Mantener las distancias. A medida que las grandes firmas se permiten dar saltos hacia delante, los hombres nos esforzamos por educar nuestra mirada y encajar lo nuevo en unas vidas que quizá no hayan cambiado tanto como para asumirlo con naturalidad. El libro Fashion, The Inside Story (Rizzoli) ya mencionaba la necesidad de atender las demandas del cliente real en 1985. Su autora, Barbaralee Diamonstein, enumeraba también los demás retos a los que se enfrentaba la moda por entonces: la diversidad de tendencias ocurriendo de forma simultánea, el papel público del diseñador, sus nuevas responsabilidades como cabeza de un negocio millonario… Introduzca la palabra Internet en la ecuación y tendrá, uno por uno, los dilemas de la moda masculina en 2015.

Por supuesto, hay diferencias sensibles entre los dos escenarios. “Para el público es mitad Camelot y mitad Hollywood”, decía la misma autora sobre la fascinación que suscita la pasarela.

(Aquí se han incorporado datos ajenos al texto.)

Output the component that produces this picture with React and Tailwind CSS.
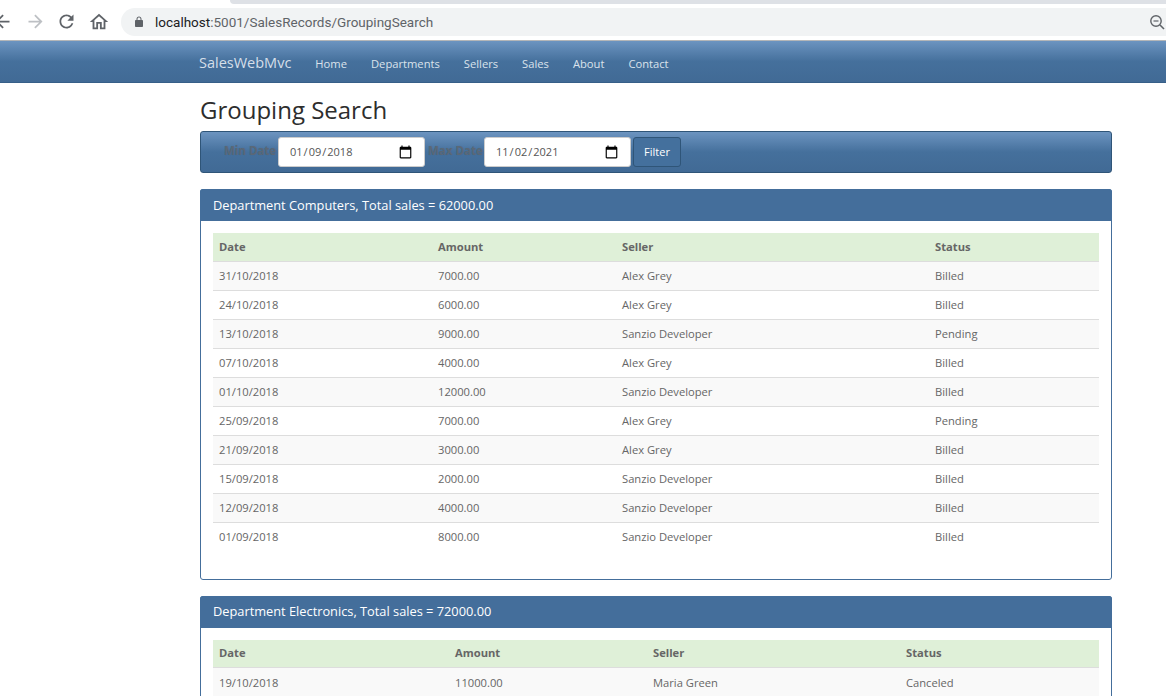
import React from "react";

const NAV_LINKS = ["Home", "Departments", "Sellers", "Sales", "About", "Contact"];

const COMPUTERS = [
  ["31/10/2018", "7000.00", "Alex Grey", "Billed"],
  ["24/10/2018", "6000.00", "Alex Grey", "Billed"],
  ["13/10/2018", "9000.00", "Sanzio Developer", "Pending"],
  ["07/10/2018", "4000.00", "Alex Grey", "Billed"],
  ["01/10/2018", "12000.00", "Sanzio Developer", "Billed"],
  ["25/09/2018", "7000.00", "Alex Grey", "Pending"],
  ["21/09/2018", "3000.00", "Alex Grey", "Billed"],
  ["15/09/2018", "2000.00", "Sanzio Developer", "Billed"],
  ["12/09/2018", "4000.00", "Sanzio Developer", "Billed"],
  ["01/09/2018", "8000.00", "Sanzio Developer", "Billed"],
];

const ELECTRONICS = [["19/10/2018", "11000.00", "Maria Green", "Canceled"]];

// material style browser toolbar icons
function Icon({ d, className }) {
  return (
    <svg viewBox="0 0 24 24" fill="currentColor" className={`shrink-0 ${className}`}>
      <path d={d} />
    </svg>
  );
}

const ICONS = {
  back: "M20 11H7.83l5.59-5.59L12 4l-8 8 8 8 1.41-1.41L7.83 13H20v-2z",
  forward: "M12 4l-1.41 1.41L16.17 11H4v2h12.17l-5.58 5.59L12 20l8-8z",
  reload:
    "M17.65 6.35C16.2 4.9 14.21 4 12 4c-4.42 0-7.99 3.58-7.99 8s3.57 8 7.99 8c3.73 0 6.84-2.55 7.73-6h-2.08c-.82 2.33-3.04 4-5.65 4-3.31 0-6-2.69-6-6s2.69-6 6-6c1.66 0 3.14.69 4.22 1.78L13 11h7V4l-2.35 2.35z",
  home: "M12 5.69l5 4.5V18h-2v-6H9v6H7v-7.81l5-4.5M12 3L2 12h3v8h6v-6h2v6h6v-8h3L12 3z",
  lock:
    "M18 8h-1V6c0-2.76-2.24-5-5-5S7 3.24 7 6v2H6c-1.1 0-2 .9-2 2v10c0 1.1.9 2 2 2h12c1.1 0 2-.9 2-2V10c0-1.1-.9-2-2-2zM9 6c0-1.66 1.34-3 3-3s3 1.34 3 3v2H9V6z",
};

function BrowserBar() {
  return (
    <div className="h-[41px] bg-white border-b border-[#b4b6b8] relative flex items-center shrink-0">
      {/* tab strip edge */}
      <div className="absolute top-0 left-[230px] right-0 h-1 bg-[#dee1e6] rounded-bl-lg" />
      <Icon d={ICONS.back} className="w-[21px] h-[21px] text-[#5f6368] ml-[-8px] mt-[3px]" />
      <Icon d={ICONS.forward} className="w-[21px] h-[21px] text-[#bdc0c4] ml-[12px] mt-[3px]" />
      <Icon d={ICONS.reload} className="w-[21px] h-[21px] text-[#5f6368] ml-[10px] mt-[3px]" />
      <Icon d={ICONS.home} className="w-[22px] h-[22px] text-[#5f6368] ml-[11px] mt-[3px]" />
      <div className="ml-[11px] mt-[3px] flex-1 h-7 bg-[#f1f3f4] rounded-l-full flex items-center">
        <Icon d={ICONS.lock} className="w-3 h-3 ml-3 text-[#5f6368]" />
        <span className="ml-[10px] mt-[2px] text-[13.5px] text-[#5f6368] font-['Roboto',sans-serif]">
          <span className="text-[#202124]">localhost</span>:5001/SalesRecords/GroupingSearch
        </span>
        <svg viewBox="0 0 16 16" fill="none" stroke="currentColor" className="w-4 h-4 ml-auto mr-[1px] text-[#5f6368] shrink-0">
          <circle cx="7" cy="7" r="5.2" strokeWidth="1.4" />
          <path d="M4.5 7h5" strokeWidth="1.2" />
          <path d="M11 11l4 4" strokeWidth="1.6" />
        </svg>
      </div>
    </div>
  );
}

function Navbar() {
  return (
    <div className="h-[42px] border-b border-[#375f88] bg-gradient-to-b from-[#6c94c0] via-[#45709c] to-[#416a95] shrink-0 pl-[199px] flex items-center">
      <span className="text-[14.5px] text-[#d5dfe9] mr-6 mt-[2px]">SalesWebMvc</span>
      <div className="flex gap-6 mt-[6px]">
        {NAV_LINKS.map((link) => (
          <a key={link} className="text-[11.2px] text-[#dbe3ec]">{link}</a>
        ))}
      </div>
    </div>
  );
}

function DateField({ value }) {
  return (
    <input
      type="date"
      defaultValue={value}
      className="w-[147px] h-[30px] bg-white rounded-[3px] border border-[#ccc] pl-[10px] pr-[11px] text-[11px] text-[#555] [&::-webkit-calendar-picker-indicator]:w-[15px] [&::-webkit-calendar-picker-indicator]:h-[15px] [&::-webkit-calendar-picker-indicator]:m-0 [&::-webkit-calendar-picker-indicator]:p-0"
    />
  );
}

function FilterBar() {
  return (
    <div className="h-[42px] border border-[#2f5578] rounded-[3px] bg-gradient-to-b from-[#6c94c0] via-[#45709c] to-[#416a95] flex items-center pl-[23px]">
      <span className="text-[11.5px] font-bold text-[#5a6877] -mt-[3px] w-[54px] [text-shadow:0_0_1px_rgba(0,0,0,0.12)]">Min Date</span>
      <DateField value="2018-01-09" />
      <span className="text-[11.5px] font-bold text-[#5a6877] -mt-[3px] w-[59px] pl-[3px] [text-shadow:0_0_1px_rgba(0,0,0,0.12)]">Max Date</span>
      <DateField value="2021-11-02" />
      <button className="ml-[2px] h-[30px] w-[48px] rounded-[3px] border border-[#2f5578] bg-[#44709d] text-[11px] text-white">
        Filter
      </button>
    </div>
  );
}

function DepartmentPanel({ title, rows, widths, className }) {
  return (
    <div className={`border border-[#446e9b] rounded-[3px] ${className}`}>
      <div className="h-[31px] bg-[#446e9b] text-white text-[12.8px] pl-[13px] flex items-center -mx-px -mt-px rounded-t-[3px] box-content border-t border-[#446e9b]">
        {title}
      </div>
      <div className="p-3">
        <table className="w-[886px] table-fixed border-collapse text-[11.2px] text-[#666] mb-[15px]">
          <colgroup>
            {widths.map((w, i) => (
              <col key={i} style={{ width: w }} />
            ))}
          </colgroup>
          <thead>
            <tr className="bg-[#dff0d8] h-[28px] border-b border-[#ddd]">
              {["Date", "Amount", "Seller", "Status"].map((h) => (
                <th key={h} className="text-left font-bold px-[6px] pt-[1px]">{h}</th>
              ))}
            </tr>
          </thead>
          <tbody>
            {rows.map((row, i) => (
              <tr key={i} className={`h-[29px] border-b border-[#ddd] ${i % 2 === 0 ? "bg-[#f9f9f9]" : "bg-white last:border-white"}`}>
                {row.map((cell, j) => (
                  <td key={j} className="px-[6px] pt-[2px]">{cell}</td>
                ))}
              </tr>
            ))}
          </tbody>
        </table>
      </div>
    </div>
  );
}

export default function App() {
  return (
    <div className="w-[1166px] h-[696px] overflow-hidden bg-white flex flex-col font-['Open_Sans',sans-serif]">
      <BrowserBar />
      <Navbar />
      <div className="ml-[200px] w-[912px]">
        <h2 className="text-[24px] leading-[26px] text-[#2d2d2d] mt-[14px] mb-[8px]">Grouping Search</h2>
        <FilterBar />
        <DepartmentPanel
          title="Department Computers, Total sales = 62000.00"
          rows={COMPUTERS}
          widths={[219, 184, 313, 170]}
          className="mt-4"
        />
        <DepartmentPanel
          title="Department Electronics, Total sales = 72000.00"
          rows={ELECTRONICS}
          widths={[236, 198, 253, 199]}
          className="mt-4"
        />
      </div>
    </div>
  );
}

Atendiendo al carácter conservador al que aludía Auguste Racinet, cabe añadir que, para el hombre de la calle, la moda según la entienden los diseñadores tiene un fuerte componente de absurdez. Un fenómeno entre simpático y ridículo, alejado de la realidad. ¿Pero cuánto? Dado que la moda mascu­lina goza de salud creativa, la distancia real entre la pasarela y cómo vestimos de verdad es lo que tocará debatir las próximas temporadas. Felipe Salgado, responsable de comunicación de marcas de vanguardia desde hace dos décadas, reconoce que en los últimos años “se han aceptado los lenguajes más extremos, como lo ambiguo y las subculturas callejeras”, pero afirma que solo perdurarán aquellas firmas que “independientemente del cirio que monten en sus desfiles, conozcan su oficio y su deber como diseñadores de ropa masculina”. Esta es la hoja de ruta para la industria si quiere llegar tanto al nicho de clientes arriesgados como al hombre tranquilo que representa la mayoría de los consumidores. Una vez superada la idea de que un hombre que sigue las tendencias a su gusto es femenino y, según el estereotipo machista, vulnerable, se habrá dado un paso de gigante. Entonces solo tendremos que acordarnos de la pobre princesa Tufaikin: con la moda, lo único que no tiene sentido es morirse de frío.